Wie sich aus Rn. 69 des vorliegenden Urteils ergibt, verstieß es im vorliegenden Fall gegen Art. 41 der Charta, dass der Rechtsmittelführerin nicht zumindest eine anonymisierte Zusammenfassung der Aussagen der verschiedenen Zeugen übermittelt wurde und sie zu diesen nicht hatte angehört werden können, so dass sie nicht in die Lage versetzt worden war, zu deren Inhalt sachgerecht Stellung zu nehmen, bevor der Generaldirektor Personal die streitige, für sie nachteilige Entscheidung erließ. Wie der Generalanwalt in den Nrn. 121 bis 123 seiner Schlussanträge ausgeführt hat, stellt diese unterbliebene Übermittlung aber eine Regelwidrigkeit dar, die unausweichlich sowohl die Stellungnahme des Beratenden Ausschusses als auch die streitige Entscheidung beeinträchtigte.

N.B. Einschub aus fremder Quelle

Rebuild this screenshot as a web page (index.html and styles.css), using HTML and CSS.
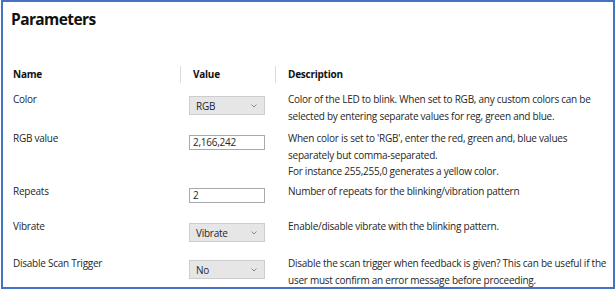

Wäre der Rechtsmittelführerin nämlich die Möglichkeit einer sachdienlichen Anhörung eingeräumt worden, hätte sie den Generaldirektor Personal davon überzeugen können, dass eine andere, für diese Entscheidung maßgebliche Beurteilung der Tatsachen und der verschiedenen Gesichtspunkte des Kontexts möglich sei und diese anders zu gewichten seien.

74

Daher ist nicht auszuschließen, dass die vom Generaldirektor Personal getroffene Entscheidung über den von der Rechtsmittelführerin gestellten Beistandsantrag positiv ausgefallen wäre.

75

Daher ist die angefochtene Entscheidung aufzuheben.

76

Zu dem von der Rechtsmittelführerin gestellten Antrag auf Ersatz ihres Schadens ist festzustellen, dass die Aufhebung der streitigen Entscheidung eine angemessene Entschädigung aller immateriellen Schäden darstellt, die der Rechtsmittelführerin vorliegend entstanden sein mögen.

77

Der Antrag auf Ersatz dieses immateriellen Schadens ist somit gegenstandslos, so dass nicht über ihn zu entscheiden ist (vgl. in diesem Sinne Urteil vom 4. April 2019, OZ/EIB, C‑558/17 P, EU:C:2019:289, Rn. 81).

78

Daher ist der von der Rechtsmittelführerin gestellte Antrag auf Ersatz ihres Schadens zurückzuweisen.

Kosten

79

Nach Art. 184 Abs. 2 seiner Verfahrensordnung entscheidet der Gerichtshof über die Kosten, wenn das Rechtsmittel begründet ist und er den Rechtsstreit selbst endgültig entscheidet.

80

Nach Art. 138 Abs. 1 der Verfahrensordnung, der nach deren Art. 184 Abs. 1 auf das Rechtsmittelverfahren Anwendung findet, ist die unterliegende Partei auf Antrag zur Tragung der Kosten zu verurteilen.

81

Da das Parlament mit seinem Vorbringen im Wesentlichen unterlegen ist, sind ihm gemäß dem Antrag der Rechtsmittelführerin neben seinen eigenen Kosten die Kosten aufzuerlegen, die ihr im Verfahren des ersten Rechtszugs und im Rechtsmittelverfahren entstanden sind.

 

Aus diesen Gründen hat der Gerichtshof (Zweite Kammer) für Recht erkannt und entschieden:

 

1.

Das Urteil des Gerichts der Europäischen Union vom 29. Juni 2018, HF/Parlament (T‑218/17, EU:T:2018:393), wird aufgehoben.

 

2.

Die vom Generaldirektor Personal des Europäischen Parlaments in seiner Funktion als dessen zum Abschluss von Einstellungsverträgen ermächtigte Behörde getroffene Entscheidung vom 3. Juni 2016, den von HF gestellten Antrag auf Beistand im Sinne von Art. 24 des Statuts der Beamten der Europäischen Union abzulehnen, wird aufgehoben.

 

3.

Im Übrigen wird die Klage abgewiesen.

 

4.

Das Europäische Parlament trägt neben seinen eigenen Kosten die Kosten, die HF im Verfahren des ersten Rechtszugs und im Rechtsmittelverfahren entstanden sind.

 

Unterschriften


( *1 ) Verfahrenssprache: Französisch.